And I think at that time, we appealed to, we sort of escaped the issue by talking about polygamy and Islam, and about how you can have more than one wife and like, almost like a, like a Muslim, Penguin household and all that, and so much she knows about polygamy and Islam, you know, but, you know, it's come up again, right, since then. And it's the type of issue where you've just had to say, look, there's some families where, you know,
they're doing things that are displeasing to Allah, right. And you're, it's just really tough not to run into it. We, when we just recently, I mean, we were at Target, and we went to shop. And when we walked in, there was a huge, just massive pride display. And just rainbow colored clothes and rainbow colored toys, and just everything rainbow. And that's just, we're just going to pick up some groceries, right.
And so even if you try very hard and deliberately and intentionally to shelter your children at young ages, they're going to get exposed to this. And so I think, to the extent that you can, you should try to vet the material that they're being exposed to. But as Dr. City have said, you're going to have to have age appropriate conversations with them. And you're going to have to let them know that we're in a society where many people around us are disobeyed disobeying Allah subhanaw, taala, that they're living lives that are displeasing to Him. And that just because many of them are doing that, and they think it's okay, doesn't make it, okay. Alright, and that type of message for
young people, you have to keep it simple. But I think it's the type of thing that can resonate, especially when you have a good social structure around them when you have a good household around them. When you have good social unit and friends and extended friends.
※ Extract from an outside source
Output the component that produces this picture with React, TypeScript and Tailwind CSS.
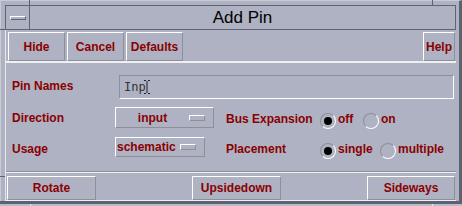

And a good community, they can help build that up as well, where they're not in isolation, they're not being taught something sort of in their home in a way that completely alienates them, but in a way that, you know, that they're sort of a normal part of a broader social unit, to which they feel belonging. And so I'd say just as sort of a practical matter, the family, obviously, your Muslim community, having a good
Muslim social circle, and then doing a decent job trying to trying to vet the things that they come across. I think that's about the best that they can do. And then, you know, layering into that age appropriate messaging, as they get older, where you get, you know, a bit more explicit along the way. Zach Calacatta should if you want to add anything to that, yeah, I was just gonna add, I think those are great points. Michela and I was gonna say also when you when you tell your children that that people in this society live in ways or do things that are not pleasing to Allah, this is one of them, right? I mean, same sex behavior relationship, that's one of them, but there's plenty others
as well. So part of is you know, you can sort of downplay although it's everywhere, you know, we can also just say, look, alcohol is everywhere, people drink constantly. That's wrong. We don't do it. You know, people have Zina constantly all around. That's wrong. That's haram. We don't do it. People, you know, XY and Z. And this is one more thing that we kind of add on to that. So it can kind of diffuse a little bit
The tension rather than looking at this as a completely, you know, unique issue sui generis, we can just sort of, you know, put it in line with all of the other things that people around us do that we don't do. Because we're Muslims and try to diffuse some of the internal tension that our children might feel, as to why does Islam not allow for this particular thing, now becomes more of an issue. And we can get to this a little bit later, because it's presented in the modern, in the contemporary environment, as in issue not of behavior, like the other things I mentioned, but rather one of identity. And this really changes the conversation, you know, substantially, and also, you know,
gives us a whole different minefield that we need to navigate. And so I don't want to get into that right now. But I did want to say the point about, you know, telling them that these are things that are not pleasing to Allah that other people do that we don't, I think, again, we can, you know, compare that to other other things and put them all in line. And maybe that would make sense, you know, or help our children digested a little bit better. I was also going to say,
actually, I lost my next point. So I'll just stop there. Okay, no worries. So what are the things I think let's talk about this, the three of us here, because I get asked this a lot by parents, you know, we I mean, we all know that we're going to have to change our tactics with our children. My parents, obviously, you know, totally different generation, there is no question that the entire issues of sexuality morality, who are never ever, ever brought up and mentioned, this is back in the 70s and 80s. Right. So okay, different typical maternal.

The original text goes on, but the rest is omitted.